The BRPs, Anoosh Rooplal and Juanito Damons, said the plan will be adopted in two phases over a two- to five-year period. “Phase 1 will involve stabilising the business, reducing the branch network to some 600 branches and rightsizing the headcount to some 5,000 employees,” Rooplal and Damons said in a statement.
The Post Office is among a litany of state-owned enterprises (SOEs) that have floundered, losing R19bn over the years due to operating outdated business models and failing to adopt digital developments.
The Post Office, which last made a profit in 2004, said it needs a government bailout of R3.8bn to pay for retrenchment costs; pay the creditors’ dividend; and use investment capital to repair and modernise assets.
While unions have welcomed the turnaround plan, they are against the retrenchment of workers as that would add to the already high unemployment rate in SA. The official unemployment rate stood at 32% in the third quarter.
The Communication Workers Union (CWU), one of the major unions among the Post Office’s workforce of roughly 11,000 to 12,000, has said the section 189 notice — dealing with retrenchments — which the Post Office issued to employees in February — could affect service delivery to rural and poor communities.
The BRPs, however, said the focus would be on “improving service delivery levels, which will include increasing its fleet to deliver letter and parcels timeously. New digital products will be considered and launched to increase revenue streams, while automating more of the daily tasks.”
Damons said: “Customer centricity and supplying the correct tools of the trade to the staff will be a key and ongoing initiative to provide excellent service, win back market share and gain traction with new products.”

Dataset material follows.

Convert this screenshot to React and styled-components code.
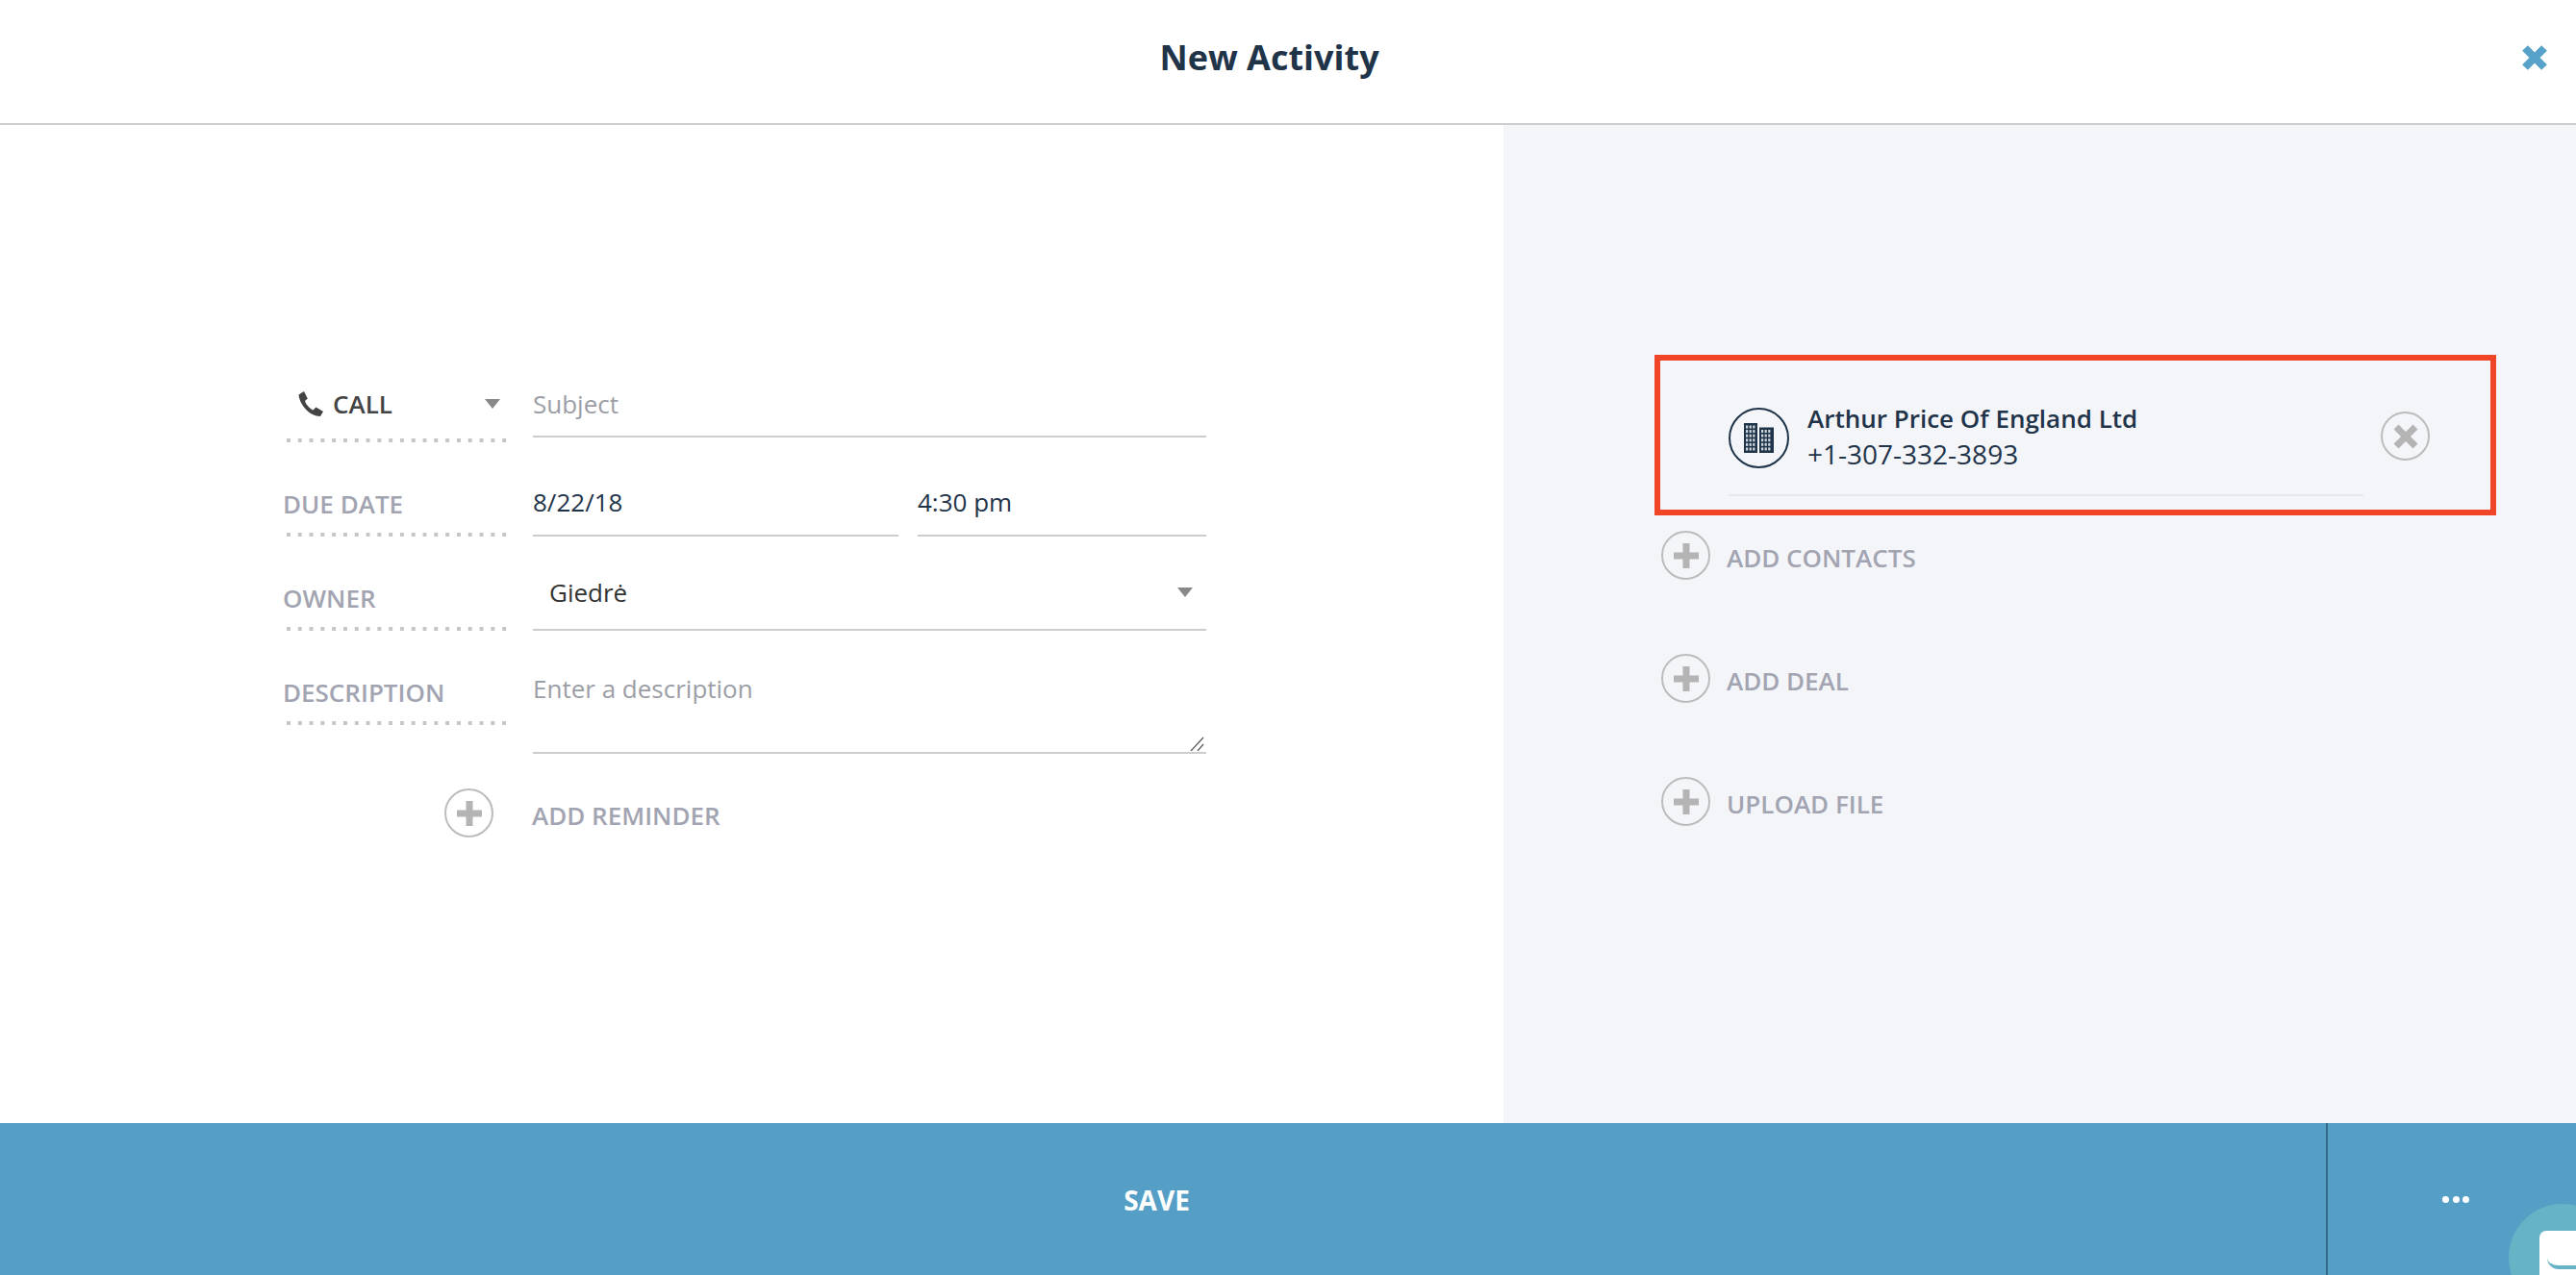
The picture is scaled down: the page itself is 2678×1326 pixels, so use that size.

Phase 2 of the turnaround plan would implement elements of the “Post Office of Tomorrow strategy and ultimately achieve the outcomes defined in the SA Post Office Amendment Bill. The Post Office will be repurposed to provide diversified and expanded services through hybrid mail extensions, new motor licence disc solutions, increased property rental revenues or sales of owned property and the creation of a digital hub for inclusive communications”.
Strategic public-private partnerships will be sought and negotiated in e-commerce and logistics, “which will assist to future-proof the organisation”.
Rooplal said: “We thank those creditors who voted in favour of the plan. We believe that with our continued involvement, hard work and detailed strategy, we can restructure the Post Office into a future-proofed business that can provide ‘communications inclusion’ for all South Africans.”
SA Postal Workers Union general secretary David Mangena told Business Day: “We can’t be happy when 6,000 people are about to lose employment. We will put a strong case for our members for the BRP process to consider other avenues instead of retrenchments.”
Some of the employees who risk losing their jobs include postmen/postwomen; drivers; and retail staff.
Democratic Postal and Communications Union general secretary Levy Zwane said: “Inasmuch as we welcome the approval of the plan by creditors, we don’t approve of the reduction of staff by almost 6,000 employees. Our view has always been to say the Post Office is not experiencing a problem of staff, it is its business model that is the problem. We have told the BRPs that we don’t think this is the right approach.”
CWU general secretary Aubrey Tshabalala could not immediately be reached for comment.